Paper detail

Invariant Set Theory

Invariant Set Theory (IST) is a realistic, locally causal theory of fundamental physics which assumes a much stronger synergy between cosmology and quantum physics than exists in contemporary theory. In IST the (quasi-cyclic) universe $U$ is treated as a deterministic dynamical system evolving precisely on a measure-zero fractal invariant subset $I_U$ of its state space. In this approach, the geometry of $I_U$, and not a set of differential evolution equations in space-time $\mathcal M_U$, provides the most primitive description of the laws of physics. As such, IST is non-classical.
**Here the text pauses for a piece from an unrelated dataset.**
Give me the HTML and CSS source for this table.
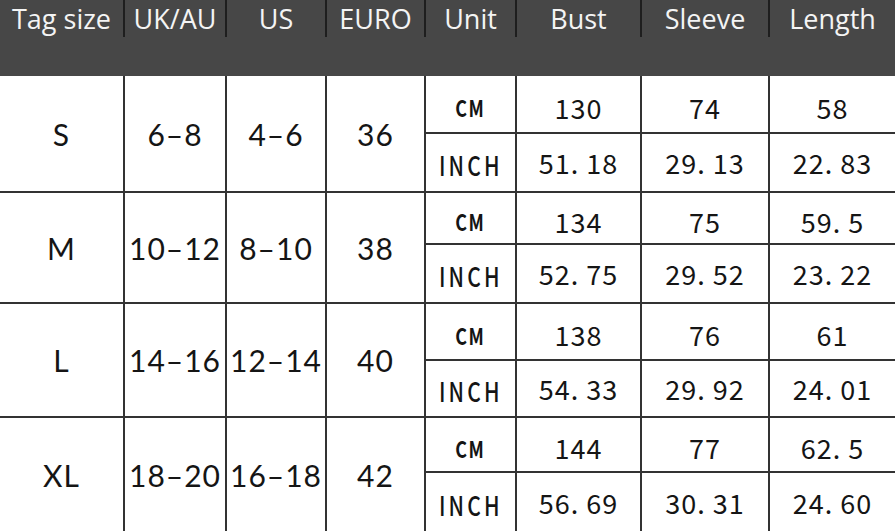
FILE: index.html
```html
<!DOCTYPE html>
<html>
<head>
<meta charset="utf-8">
<link rel="stylesheet" href="styles.css">
</head>
<body>
<div class="sheet">
  <div class="head">
    <div class="heads">
      <div class="hc">Tag size</div>
      <div class="hc">UK/AU</div>
      <div class="hc">US</div>
      <div class="hc">EURO</div>
      <div class="hc">Unit</div>
      <div class="hc">Bust</div>
      <div class="hc">Sleeve</div>
      <div class="hc">Length</div>
    </div>
  </div>
  <div class="body">
    <div class="c big span">S</div>
    <div class="c big span">6–8</div>
    <div class="c big span">4–6</div>
    <div class="c big span">36</div>
    <div class="c unit cm top"><span>CM</span></div>
    <div class="c num top">130</div>
    <div class="c num top">74</div>
    <div class="c num top">58</div>
    <div class="c unit inch"><span>INCH</span></div>
    <div class="c num">51. 18</div>
    <div class="c num">29. 13</div>
    <div class="c num">22. 83</div>

    <div class="c big span">M</div>
    <div class="c big span">10–12</div>
    <div class="c big span">8–10</div>
    <div class="c big span">38</div>
    <div class="c unit cm top"><span>CM</span></div>
    <div class="c num top">134</div>
    <div class="c num top">75</div>
    <div class="c num top">59. 5</div>
    <div class="c unit inch"><span>INCH</span></div>
    <div class="c num">52. 75</div>
    <div class="c num">29. 52</div>
    <div class="c num">23. 22</div>

    <div class="c big span">L</div>
    <div class="c big span">14–16</div>
    <div class="c big span">12–14</div>
    <div class="c big span">40</div>
    <div class="c unit cm top"><span>CM</span></div>
    <div class="c num top">138</div>
    <div class="c num top">76</div>
    <div class="c num top">61</div>
    <div class="c unit inch"><span>INCH</span></div>
    <div class="c num">54. 33</div>
    <div class="c num">29. 92</div>
    <div class="c num">24. 01</div>

    <div class="c big span">XL</div>
    <div class="c big span">18–20</div>
    <div class="c big span">16–18</div>
    <div class="c big span">42</div>
    <div class="c unit cm top"><span>CM</span></div>
    <div class="c num top">144</div>
    <div class="c num top">77</div>
    <div class="c num top">62. 5</div>
    <div class="c unit inch"><span>INCH</span></div>
    <div class="c num">56. 69</div>
    <div class="c num">30. 31</div>
    <div class="c num">24. 60</div>
  </div>
</div>
</body>
</html>
```
FILE: styles.css
```css
html, body {
  margin: 0;
  padding: 0;
  background: #ffffff;
}
.sheet {
  width: 895px;
  height: 531px;
  overflow: hidden;
}
.head {
  height: 76px;
  background: #474747;
}
.heads {
  display: grid;
  grid-template-columns: 123px 100px 98px 97px 89px 123px 126px 125px;
  column-gap: 2px;
  height: 37px;
  background: #1e1e1e;
}
.hc {
  background: #474747;
  color: #f4f4f4;
  font-family: "Open Sans", "DejaVu Sans", sans-serif;
  font-size: 27px;
  font-weight: 500;
  line-height: normal;
  text-align: center;
  white-space: nowrap;
}
.body {
  display: grid;
  grid-template-columns: 123px 100px 98px 97px 89px 123px 126px 125px;
  grid-template-rows: 56px 57px 50px 57px 55px 55px 53px 58px;
  gap: 2px;
  background: #333333;
  height: 455px;
}
.c {
  background: #ffffff;
  color: #151515;
  display: flex;
  align-items: center;
  justify-content: center;
  white-space: nowrap;
}
.top {
  padding-top: 6px;
}
.span {
  grid-row: span 2;
}
.big {
  font-family: "Lato", "Open Sans", sans-serif;
  font-size: 30px;
  letter-spacing: 1px;
}
.unit {
  font-family: "Noto Sans CJK SC", "DejaVu Sans", sans-serif;
  font-weight: 500;
}
.unit span {
  display: inline-block;
  transform: scaleX(0.78);
}
.cm {
  font-size: 23px;
  letter-spacing: 2px;
  font-weight: 700;
}
.inch {
  font-size: 27px;
  letter-spacing: 4px;
  padding-top: 4px;
}
.num {
  font-family: "Noto Sans CJK SC", "DejaVu Sans", sans-serif;
  font-size: 27px;
  letter-spacing: 1px;
}
```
The geometry of $I_U$ is based on Cantor sets of space-time trajectories in state space, homeomorphic to the algebraic set of $p$-adic integers, for large but finite $p$. In IST, the non-commutativity of position and momentum observables arises from number theory - in particular the non-commensurateness of $ϕ$ and $\cos ϕ$. The complex Hilbert Space and the relativistic Dirac Equation respectively are shown to describe $I_U$, and evolution on $I_U$, in the singular limit of IST at $p=\infty$; particle properties such as de Broglie relationships arise from the helical geometry of trajectories on $I_U$ in the neighbourhood of $\mathcal M_U$. With the p-adic metric as a fundamental measure of distance on $I_U$, certain key perturbations which seem conspiratorially small relative to the more traditional Euclidean metric, take points away from $I_U$ and are therefore unphysically large. This allows (the $ψ$-epistemic) IST to evade the Bell and Pusey et al theorems without fine tuning or other objections. In IST, the problem of quantum gravity becomes one of combining the pseudo-Riemannian metric of $\mathcal M_U$ with the p-adic metric of $I_U$. A generalisation of the field equations of general relativity which can achieve this is proposed.